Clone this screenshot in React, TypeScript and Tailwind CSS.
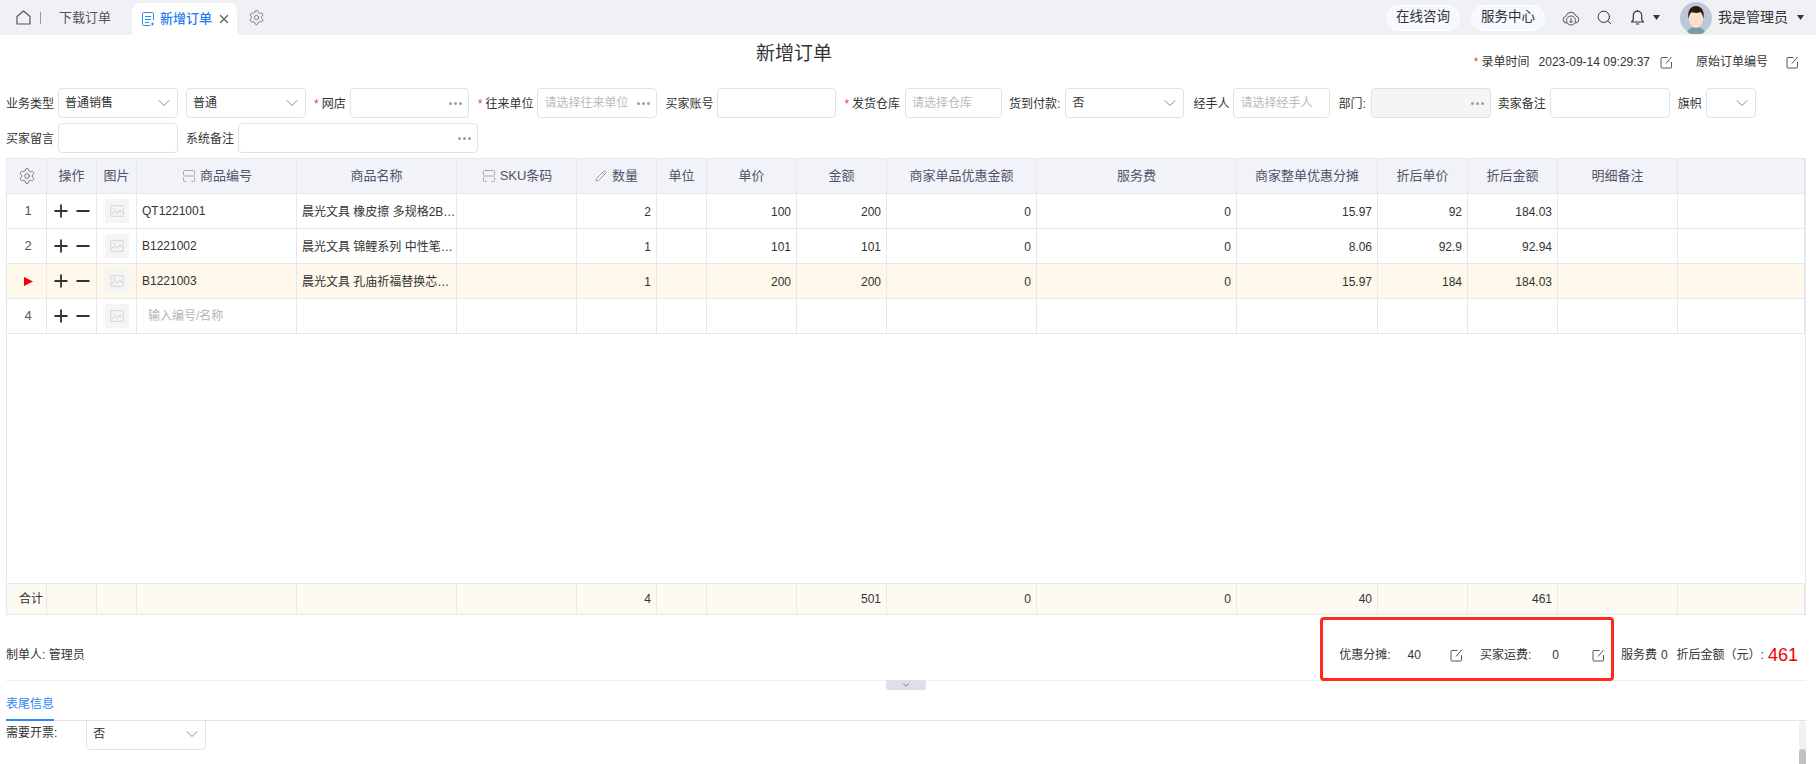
import React from "react";
import { ChevronDown, Settings, Search, Pencil, Plus, Minus, X } from "lucide-react";

const FONT = "font-['Liberation_Sans','Noto_Sans_CJK_SC',sans-serif]";
const GRID =
  "grid grid-cols-[40px_50px_40px_160px_160px_120px_80px_50px_90px_90px_150px_200px_141px_90px_90px_120px_127px]";

function EditIcon({ className = "" }: { className?: string }) {
  return (
    <svg viewBox="0 0 13 13" width="13" height="13" fill="none" stroke="#555" strokeWidth="1" className={className}>
      <path d="M7.500 1.500H2a1 1 0 0 0-1 1V11a1 1 0 0 0 1 1h8.500a1 1 0 0 0 1-1V6" />
      <path d="M6 7.500 11.500 1" />
    </svg>
  );
}
function Dots() {
  return (
    <span className="flex gap-[2px] items-center">
      <i className="w-[3px] h-[3px] rounded-full bg-[#a0a0a0]" />
      <i className="w-[3px] h-[3px] rounded-full bg-[#a0a0a0]" />
      <i className="w-[3px] h-[3px] rounded-full bg-[#a0a0a0]" />
    </span>
  );
}
function Star() {
  return <span className="text-[#e8453c] mr-[3px]">*</span>;
}
function Lbl({ className = "", star, children }: { className?: string; star?: boolean; children: React.ReactNode }) {
  return (
    <span className={`mt-[2px] ${className}`}>
      {star && <Star />}
      {children}
    </span>
  );
}
function Scan() {
  return (
    <svg viewBox="0 0 12 12" width="12" height="12" fill="none" stroke="#a3a6b5" strokeWidth="1">
      <path d="M.5 5V1.500a1 1 0 0 1 1-1h9a1 1 0 0 1 1 1V5M.5 7.500v3a1 1 0 0 0 1 1h2M11.500 7.500v3a1 1 0 0 1-1 1h-2M.5 6h11" />
    </svg>
  );
}
function ImgPh() {
  return (
    <div className="w-[24px] h-[24px] bg-[#f5f5f5] flex items-center justify-center">
      <svg viewBox="0 0 14 12" width="14" height="12" fill="none" stroke="#dcdcdc" strokeWidth="1.2">
        <rect x=".6" y=".6" width="12.8" height="10.8" rx="1" />
        <circle cx="4" cy="3.8" r="1" fill="#dcdcdc" stroke="none" />
        <path d="M1 9.500 5 6l2.500 2L10 5l3 3.500" />
      </svg>
    </div>
  );
}
function Sel({ value, className }: { value?: string; className: string }) {
  return (
    <div className={`h-[30px] border border-[#e2e2e2] rounded-[4px] flex items-center justify-between pl-[6px] pr-[3px] shrink-0 text-[12px] text-[#333] ${className}`}>
      <span>{value}</span>
      <ChevronDown size={20} strokeWidth={1} color="#777" />
    </div>
  );
}
function Inp({ placeholder, dots, className }: { placeholder?: string; dots?: boolean; className: string }) {
  return (
    <div className={`h-[30px] border border-[#e2e2e2] rounded-[4px] flex items-center justify-between pl-[6px] pr-[6px] shrink-0 text-[12px] text-[#bbb] ${className}`}>
      <span className="whitespace-nowrap">{placeholder}</span>
      {dots && <Dots />}
    </div>
  );
}

const HEADERS: { t: string; icon?: "scan" | "pen" }[] = [
  { t: "操作" },
  { t: "图片" },
  { t: "商品编号", icon: "scan" },
  { t: "商品名称" },
  { t: "SKU条码", icon: "scan" },
  { t: "数量", icon: "pen" },
  { t: "单位" },
  { t: "单价" },
  { t: "金额" },
  { t: "商家单品优惠金额" },
  { t: "服务费" },
  { t: "商家整单优惠分摊" },
  { t: "折后单价" },
  { t: "折后金额" },
  { t: "明细备注" },
  { t: "" },
];

const ROWS = [
  { n: "1", code: "QT1221001", name: "晨光文具 橡皮擦 多规格2B…", nums: ["2", "", "100", "200", "0", "0", "15.97", "92", "184.03"] },
  { n: "2", code: "B1221002", name: "晨光文具 锦鲤系列 中性笔…", nums: ["1", "", "101", "101", "0", "0", "8.06", "92.9", "92.94"] },
  { n: "", code: "B1221003", name: "晨光文具 孔庙祈福替换芯…", nums: ["1", "", "200", "200", "0", "0", "15.97", "184", "184.03"], active: true },
  { n: "4", code: "", name: "", nums: ["", "", "", "", "", "", "", "", ""] },
];

const CELL = "border-r border-[#e6e8f0] flex items-center min-w-0";

function Row({ r }: { r: (typeof ROWS)[number] }) {
  return (
    <div className={`${GRID} h-[35px] border-b border-[#e6e8f0] text-[12px] text-[#333] ${r.active ? "bg-[#fdf8e9]" : "bg-white"}`}>
      <div className={`${CELL} justify-center pl-[3px] text-[13px] text-[#555]`}>
        {r.active ? (
          <svg viewBox="0 0 9 9" width="9" height="9"><path d="M0 0 9 4.500 0 9z" fill="#f00000" /></svg>
        ) : (
          r.n
        )}
      </div>
      <div className={`${CELL} justify-center gap-[2px]`}>
        <Plus size={20} strokeWidth={2.2} color="#333" />
        <Minus size={20} strokeWidth={2.2} color="#333" />
      </div>
      <div className={`${CELL} justify-center`}>
        <ImgPh />
      </div>
      <div className={`${CELL} pl-[5px]`}>
        {r.code ? <span>{r.code}</span> : <span className="pl-[6px] text-[#b5b5b5]">输入编号/名称</span>}
      </div>
      <div className={`${CELL} pl-[5px]`}>
        <span className="whitespace-nowrap mt-[2px]">{r.name}</span>
      </div>
      <div className={CELL} />
      {r.nums.map((v, i) => (
        <div key={i} className={`${CELL} justify-end pr-[5px] pt-[1px]`}>
          {v}
        </div>
      ))}
      <div className={CELL} />
      <div className={CELL} />
    </div>
  );
}

function HeaderBar() {
  return (
    <div className="h-[35px] bg-[#f0f1f5] flex items-center shrink-0 relative">
      <svg viewBox="0 0 15 15" width="15" height="15" fill="none" stroke="#555" strokeWidth="1.2" className="ml-[16px]">
        <path d="M1 14V6.500L7.500 1 14 6.500V14z" strokeLinejoin="round" />
      </svg>
      <div className="w-px h-[12px] bg-[#999] ml-[9px]" />
      <span className="ml-[18px] text-[13px] text-[#555]">下载订单</span>
      <div className="ml-[21px] w-[105px] h-[32px] self-end bg-white rounded-t-[8px] flex items-center pl-[9px]">
        <svg viewBox="0 0 14 14" width="14" height="14" fill="none" stroke="#2f86f6" strokeWidth="1">
          <path d="M12.500 8V1.500a1 1 0 0 0-1-1h-9a1 1 0 0 0-1 1v11a1 1 0 0 0 1 1h7" />
          <path d="M4 4.500h6M4 7.500h6M4 10.500h4M11.500 10.500v3M10 12h3" />
        </svg>
        <span className="ml-[5px] text-[13px] font-medium text-[#1f7df0]">新增订单</span>
        <X size={14} strokeWidth={2.4} color="#666" className="ml-[5px]" />
      </div>
      <Settings size={17} strokeWidth={1} color="#555" className="ml-[11px]" />
      <div className="ml-auto flex items-center">
        <div className="w-[74px] h-[26px] rounded-full bg-[#f6f9ff] border border-white flex items-center justify-center text-[13.500px] text-[#333]">在线咨询</div>
        <div className="ml-[11px] w-[74px] h-[26px] rounded-full bg-[#f6f9ff] border border-white flex items-center justify-center text-[13.500px] text-[#333]">服务中心</div>
        <svg viewBox="0 0 18 16" width="18" height="16" fill="none" stroke="#555" strokeWidth="1" className="ml-[17px]">
          <path d="M5 13H4.200A3.400 3.400 0 0 1 3.800 6.300 5.300 5.300 0 0 1 14 6a3.600 3.600 0 0 1 0 7h-1" />
          <circle cx="9" cy="10.500" r="4.500" fill="#f0f1f5" />
          <path d="M9 8v4.600M7.300 11 9 12.800 10.700 11" />
        </svg>
        <Search size={17} strokeWidth={1.4} color="#333" className="ml-[16px]" />
        <svg viewBox="0 0 15 17" width="15" height="17" fill="none" stroke="#333" strokeWidth="1.2" className="ml-[17px]">
          <path d="M7.500 2.200A4.200 4.200 0 0 0 3.300 6.400v4.200L1.500 13h12l-1.800-2.400V6.400a4.200 4.200 0 0 0-4.200-4.200zM7.500 1v1.200M5.800 15h3.400" strokeLinejoin="round" />
        </svg>
        <svg viewBox="0 0 7 5" width="7" height="5" className="ml-[8px]"><path d="M0 0h7L3.500 5z" fill="#333" /></svg>
        <svg viewBox="0 0 32 32" width="32" height="32" className="ml-[20px]">
          <circle cx="16" cy="16" r="16" fill="#bcc8d8" />
          <path d="M7 30c2-4 5-5 9-5s7 1 9 5a16 16 0 0 1-18 0z" fill="#7d9ba6" />
          <ellipse cx="16" cy="17" rx="7" ry="9" fill="#fbe1cc" />
          <path d="M8.500 17C7 7 12 4 16 4s9 3 7.500 13c-.5-4-2-6-3-7-3 1.500-7 1-9 0-1 1-2.500 3-3 7z" fill="#2b1a12" />
        </svg>
        <span className="ml-[6px] text-[14px] text-[#333]">我是管理员</span>
        <svg viewBox="0 0 7 5" width="7" height="5" className="ml-[9px] mr-[12px]"><path d="M0 0h7L3.500 5z" fill="#333" /></svg>
      </div>
    </div>
  );
}

export default function App() {
  return (
    <div className={`${FONT} relative w-[1816px] h-[764px] overflow-hidden bg-white flex flex-col text-[12px] text-[#333]`}>
      <HeaderBar />

      <div className="h-[53px] flex items-start shrink-0">
        <h1 className="ml-[756px] mt-[6px] text-[19px] leading-[26px] text-[#333]">新增订单</h1>
        <div className="ml-auto mt-[19px] mr-[17px] flex items-center leading-[16px]">
          <Star />
          <span>录单时间</span>
          <span className="ml-[9px]">2023-09-14 09:29:37</span>
          <EditIcon className="ml-[10px]" />
          <span className="ml-[23px]">原始订单编号</span>
          <EditIcon className="ml-[18px]" />
        </div>
      </div>

      <div className="flex items-center h-[30px] pl-[6px] shrink-0 whitespace-nowrap">
        <Lbl>业务类型</Lbl>
        <Sel value="普通销售" className="ml-[4px] w-[120px]" />
        <Sel value="普通" className="ml-[8px] w-[120px]" />
        <Lbl star className="ml-[8px]">网店</Lbl>
        <Inp dots className="ml-[4px] w-[119px]" />
        <Lbl star className="ml-[9px]">往来单位</Lbl>
        <Inp dots placeholder="请选择往来单位" className="ml-[4px] w-[120px]" />
        <Lbl className="ml-[8px]">买家账号</Lbl>
        <Inp className="ml-[4px] w-[119px]" />
        <Lbl star className="ml-[8px]">发货仓库</Lbl>
        <Inp placeholder="请选择仓库" className="ml-[5px] w-[97px]" />
        <Lbl className="ml-[7px]">货到付款:</Lbl>
        <Sel value="否" className="ml-[5px] w-[119px]" />
        <Lbl className="ml-[9px]">经手人</Lbl>
        <Inp placeholder="请选择经手人" className="ml-[4px] w-[97px]" />
        <Lbl className="ml-[8px]">部门:</Lbl>
        <Inp dots className="ml-[5px] w-[120px] bg-[#f5f5f5]" />
        <Lbl className="ml-[7px]">卖家备注</Lbl>
        <Inp className="ml-[4px] w-[120px]" />
        <Lbl className="ml-[8px]">旗帜</Lbl>
        <Sel className="ml-[4px] w-[50px]" />
      </div>

      <div className="flex items-center h-[30px] mt-[5px] pl-[6px] shrink-0 whitespace-nowrap">
        <Lbl>买家留言</Lbl>
        <Inp className="ml-[4px] w-[120px]" />
        <Lbl className="ml-[8px]">系统备注</Lbl>
        <Inp dots className="ml-[4px] w-[240px]" />
      </div>

      <div className="mt-[5px] ml-[6px] w-[1800px] border border-[#e6e8f0] h-[457px] flex flex-col shrink-0">
        <div className={`${GRID} h-[35px] bg-[#f1f3f9] border-b border-[#e6e8f0] text-[13px] text-[#4f5368]`}>
          <div className={`${CELL} justify-center`}>
            <Settings size={18} strokeWidth={1} color="#555" />
          </div>
          {HEADERS.map((h, i) => (
            <div key={i} className={`${CELL} justify-center gap-[5px] ${h.icon === "scan" ? "pl-[2px]" : ""}`}>
              {h.icon === "scan" && <Scan />}
              {h.icon === "pen" && <Pencil size={12} strokeWidth={1} color="#555" />}
              {h.t}
            </div>
          ))}
        </div>
        {ROWS.map((r, i) => (
          <Row key={i} r={r} />
        ))}
        <div className="flex-1" />
        <div className={`${GRID} h-[31px] bg-[#fdfaf2] border-t border-[#e6e8f0] text-[12px] text-[#333]`}>
          <div className={`${CELL} pl-[12px]`}>合计</div>
          <div className={CELL} />
          <div className={CELL} />
          <div className={CELL} />
          <div className={CELL} />
          <div className={CELL} />
          <div className={`${CELL} justify-end pr-[5px]`}>4</div>
          <div className={CELL} />
          <div className={CELL} />
          <div className={`${CELL} justify-end pr-[5px]`}>501</div>
          <div className={`${CELL} justify-end pr-[5px]`}>0</div>
          <div className={`${CELL} justify-end pr-[5px]`}>0</div>
          <div className={`${CELL} justify-end pr-[5px]`}>40</div>
          <div className={CELL} />
          <div className={`${CELL} justify-end pr-[5px]`}>461</div>
          <div className={CELL} />
          <div className={CELL} />
        </div>
      </div>

      <div className="relative ml-[6px] w-[1800px] h-[66px] border-b border-[#eceef2] flex items-center shrink-0 whitespace-nowrap">
        <span className="mt-[15px]">制单人: 管理员</span>
        <div className="ml-auto mt-[15px] flex items-center mr-[8px]">
          <span>优惠分摊:</span>
          <span className="ml-[17px]">40</span>
          <EditIcon className="ml-[29px]" />
          <span className="ml-[17px]">买家运费:</span>
          <span className="ml-[21px]">0</span>
          <EditIcon className="ml-[33px]" />
          <span className="ml-[16px]">服务费</span>
          <span className="ml-[4px]">0</span>
          <span className="ml-[9px]">折后金额（元）:</span>
          <span className="ml-[4px] text-[18px] text-[#f00000] leading-[20px]">461</span>
        </div>
        <div className="absolute left-[880px] top-[65px] w-[40px] h-[10px] bg-[#dde0e8] rounded-b-[2px] flex items-center justify-center">
          <ChevronDown size={10} strokeWidth={2} color="#666" />
        </div>
      </div>

      <div className="ml-[6px] w-[1800px] h-[40px] border-b border-[#e2e2e2] flex items-end shrink-0">
        <div className="h-[30px] w-[48px] border-b-2 border-[#2f86f6] text-[#2f86f6] pb-[2px] flex items-center justify-center whitespace-nowrap -mb-px">表尾信息</div>
      </div>

      <div className="ml-[6px] w-[1800px] flex-1 flex items-start relative">
        <span className="mt-[3px]">需要开票:</span>
        <Sel value="否" className="ml-[29px] w-[120px] h-[27px] -mt-px pb-[3px] rounded-t-none" />
        <div className="ml-auto w-[7px] h-full bg-[#f1f1f1] rounded-full flex flex-col justify-end">
          <div className="h-[15px] bg-[#c1c1c1] rounded-t-full" />
        </div>
      </div>

      <div className="absolute left-[1320px] top-[617px] w-[294px] h-[64px] border-[3px] border-[#ff2a1a] rounded-[4px]" />
    </div>
  );
}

### What to produce
From the first line above down to the line with "Plus, Minus, X", reproduce every line and no others, omitting pictures.

### Response
Clone this screenshot in React, TypeScript and Tailwind CSS.
import React from "react";
import { ChevronDown, Settings, Search, Pencil, Plus, Minus, X } from "lucide-react";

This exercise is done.